Between them, these formulations provide not just a path into (conservative) European modernism but also a way into Coetzee’s relation to that modernism. His writing endlessly circulate around the problem of their own origin as posed in terms that are at once experiential and ontological and literary. It is no exaggeration to say that Coetzee’s importance as a writer depends largely on his sense of his barred access to a modernist origin for his writing.
This essay will offer a historicist account of Coetzee’s relation to modernism from this perspective. In analyzing his treatment of his work’s origins, it will draw attention both to his position as a colonial writer, as a practicing literary critic and theorist, and to the particular structuration of the late 20th century global literary field for which he writes.

Oct 18, 2009

Fichte and the commercial state

I've been reading Eric Weil's 1951 essay on the French Revolution's intellectual impact on Britain and Germany, published in Essais sur la nature, l'histoire et la politique. I hadn't before realized how important Fichte was as a state theorist. 
According to Weil, Fichte, in his book on the Commercial State, was the first really to theorize the relations between state and society in modern terms , i.e. in terms that look forward to state capitalism (or the welfare state). Influenced by Babeuf's "communism" as much as by Kant, he comes to this against economic internationalism.
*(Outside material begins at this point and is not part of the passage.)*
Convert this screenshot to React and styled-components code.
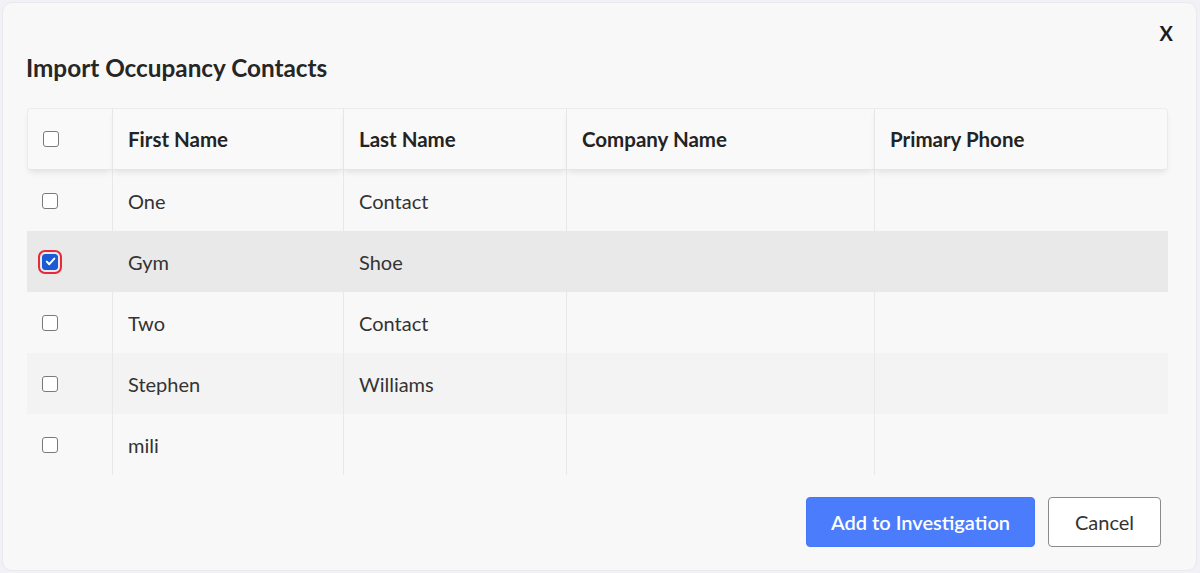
import React, { useState } from "react";
import styled, { createGlobalStyle, css } from "styled-components";

const GlobalStyle = createGlobalStyle`
    html, body {
        margin: 0;
        padding: 0;
        background: #f1f1f6;
        font-family: Lato, "Open Sans", sans-serif;
    }
    * { box-sizing: border-box; }
`;

const Modal = styled.div`
    margin: 2px;
    height: 569px;
    width: 1195px;
    background: #f8f8f8;
    border: 1px solid #e9e9ef;
    border-radius: 10px;
    display: flex;
    flex-direction: column;
    padding: 17px 28px 23px 24px;
`;

const CloseRow = styled.div`
    display: flex;
    justify-content: flex-end;
    height: 26px;
    margin-right: -5px;
`;

const CloseButton = styled.button`
    border: none;
    background: none;
    padding: 0;
    font-family: Lato, sans-serif;
    font-size: 20px;
    font-weight: 700;
    line-height: 26px;
    color: #1c1c1c;
    cursor: pointer;
`;

const Title = styled.h2`
    margin: 7px 0 0 -1px;
    font-size: 24.3px;
    line-height: 30px;
    font-weight: 700;
    color: #262626;
`;

const Table = styled.div`
    margin-top: 25px;
    display: grid;
    grid-template-columns: 85px 231px 223px 308px 294px;
`;

const HeaderRow = styled.div`
    display: contents;
`;

const HeadCell = styled.div`
    height: 62px;
    display: flex;
    align-items: center;
    padding-left: 15px;
    background: #f9f9f9;
    border-top: 1px solid #ececec;
    border-bottom: 1px solid #e6e6e6;
    border-left: 1px solid ${(p) => (p.$first ? "#ececec" : "#e6e6e6")};
    border-right: ${(p) => (p.$last ? "1px solid #ececec" : "none")};
    border-radius: ${(p) => (p.$first ? "4px 0 0 4px" : p.$last ? "0 4px 4px 0" : "0")};
    box-shadow: 0 4px 6px -2px rgba(0, 0, 0, 0.1);
    font-size: 20.5px;
    font-weight: 700;
    color: #232323;
    position: relative;
    z-index: 1;
`;

const Row = styled.div`
    display: contents;
`;

const Cell = styled.div`
    height: 61px;
    display: flex;
    align-items: center;
    padding-left: 15px;
    border-left: ${(p) => (p.$check ? "none" : "1px solid #e8e8e8")};
    background: ${(p) => (p.$selected ? "#e9e9e9" : p.$striped ? "#f3f3f3" : "transparent")};
    font-size: 20px;
    color: #333;
`;

const Box = styled.span`
    width: 16px;
    height: 16px;
    border-radius: 3px;
    border: 1px solid #7a7a7a;
    background: #fff;
    display: inline-flex;
    align-items: center;
    justify-content: center;
    cursor: pointer;
    ${(p) =>
        p.$checked &&
        css`
            background: #1a5bd3;
            border-color: #1a5bd3;
            outline: 2px solid #e8283d;
            outline-offset: 2px;
        `}
`;

const Footer = styled.div`
    margin-top: auto;
    display: flex;
    justify-content: flex-end;
    gap: 13px;
    padding-right: 7px;
`;

const Button = styled.button`
    height: 50px;
    border-radius: 4px;
    font-family: Lato, sans-serif;
    font-size: 20px;
    cursor: pointer;
    ${(p) =>
        p.$primary
            ? css`
                  width: 229px;
                  background: #4b7cfb;
                  border: 1px solid #4677f5;
                  color: #fff;
                  font-weight: 600;
              `
            : css`
                  width: 113px;
                  background: #fff;
                  border: 1px solid #8a8a8a;
                  color: #333;
                  font-weight: 400;
              `}
`;

const Checkbox = ({ checked, onClick }) => (
    <Box $checked={checked} onClick={onClick}>
        {checked && (
            <svg width="11" height="11" viewBox="0 0 11 11">
                <path d="M1.8 5.6 L4.3 8.2 L9.3 2.6" fill="none" stroke="#fff" strokeWidth="2" strokeLinecap="round" strokeLinejoin="round" />
            </svg>
        )}
    </Box>
);

const contacts = [
    { first: "One", last: "Contact", company: "", phone: "" },
    { first: "Gym", last: "Shoe", company: "", phone: "" },
    { first: "Two", last: "Contact", company: "", phone: "" },
    { first: "Stephen", last: "Williams", company: "", phone: "" },
    { first: "mili", last: "", company: "", phone: "" },
];

export default function App() {
    const [selected, setSelected] = useState([1]);

    const toggle = (i) => {
        setSelected((s) => (s.includes(i) ? s.filter((x) => x !== i) : [...s, i]));
    };

    return (
        <>
            <GlobalStyle />
            <Modal>
                <CloseRow>
                    <CloseButton>X</CloseButton>
                </CloseRow>
                <Title>Import Occupancy Contacts</Title>
                <Table>
                    <HeaderRow>
                        <HeadCell $first>
                            <Checkbox checked={false} />
                        </HeadCell>
                        <HeadCell>First Name</HeadCell>
                        <HeadCell>Last Name</HeadCell>
                        <HeadCell>Company Name</HeadCell>
                        <HeadCell $last>Primary Phone</HeadCell>
                    </HeaderRow>
                    {contacts.map((c, i) => {
                        const sel = selected.includes(i);
                        const striped = i === 3;
                        return (
                            <Row key={i}>
                                <Cell $check $selected={sel} $striped={striped}>
                                    <Checkbox checked={sel} onClick={() => toggle(i)} />
                                </Cell>
                                <Cell $selected={sel} $striped={striped}>{c.first}</Cell>
                                <Cell $selected={sel} $striped={striped}>{c.last}</Cell>
                                <Cell $selected={sel} $striped={striped}>{c.company}</Cell>
                                <Cell $selected={sel} $striped={striped}>{c.phone}</Cell>
                            </Row>
                        );
                    })}
                </Table>
                <Footer>
                    <Button $primary>Add to Investigation</Button>
                    <Button>Cancel</Button>
                </Footer>
            </Modal>
        </>
    );
}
Indeed, Fichte was a physiocrat and didn't like the way economic activity fails to respect national borders, that's why he posits so early a right to work, a right to education, and understands that the state will be required to manage the market's periodic crises.

Likes (and dislikes)

I've long been fascinated by one author's  unfathomable passion for another. It's the unfathomability that counts: obvious or often-written-about cases (James's admiration for Flaubert or Pope's for Horace for instance) may be important historically but usually aren't fascinating of themselves. (Except sometimes: why did Wordsworth's poems hit the young de Quincey (and Hazlitt too for that matter) with such overwhelming force?  There's a story still to be told there...).
And it doesn't matter much whether the writers in question are obscure or famous.  Why was John Byrom so admiring of Malebranche?  It's an intriguing question, even though these days nobody knows whom John Byrom was. Could the answer be that Malebranche reconfigures the concept of taste in ways which prefigure Le Bos and other later commentators? Probably not. Could it be that he prefigure the Rousseuvian general will? More likely: since that makes sense for Toryism. But it's clearly an insufficient reason.
Some other examples: What exactly did Simone Weil see in Lawrence of Arabia?  Jocelyn Brooke in Aldous Huxley?  Or, another famous case, why exactly did the young T.S. Eliot so admire John Donne?  And, come to that, why did George Eliot and James both hate Stendhal so much?  Why did Forster dismiss James?

It seems to me that answers to such questions would help us understand the force fields which order literary history, i.e. the emotional and ethical dispositions that shape the dispersion of literary styles and tropes across time.

Oct 11, 2009

What is literature?

One answer: literature is that use of language in which impersonal propositions can be properly asserted without evidence or reason.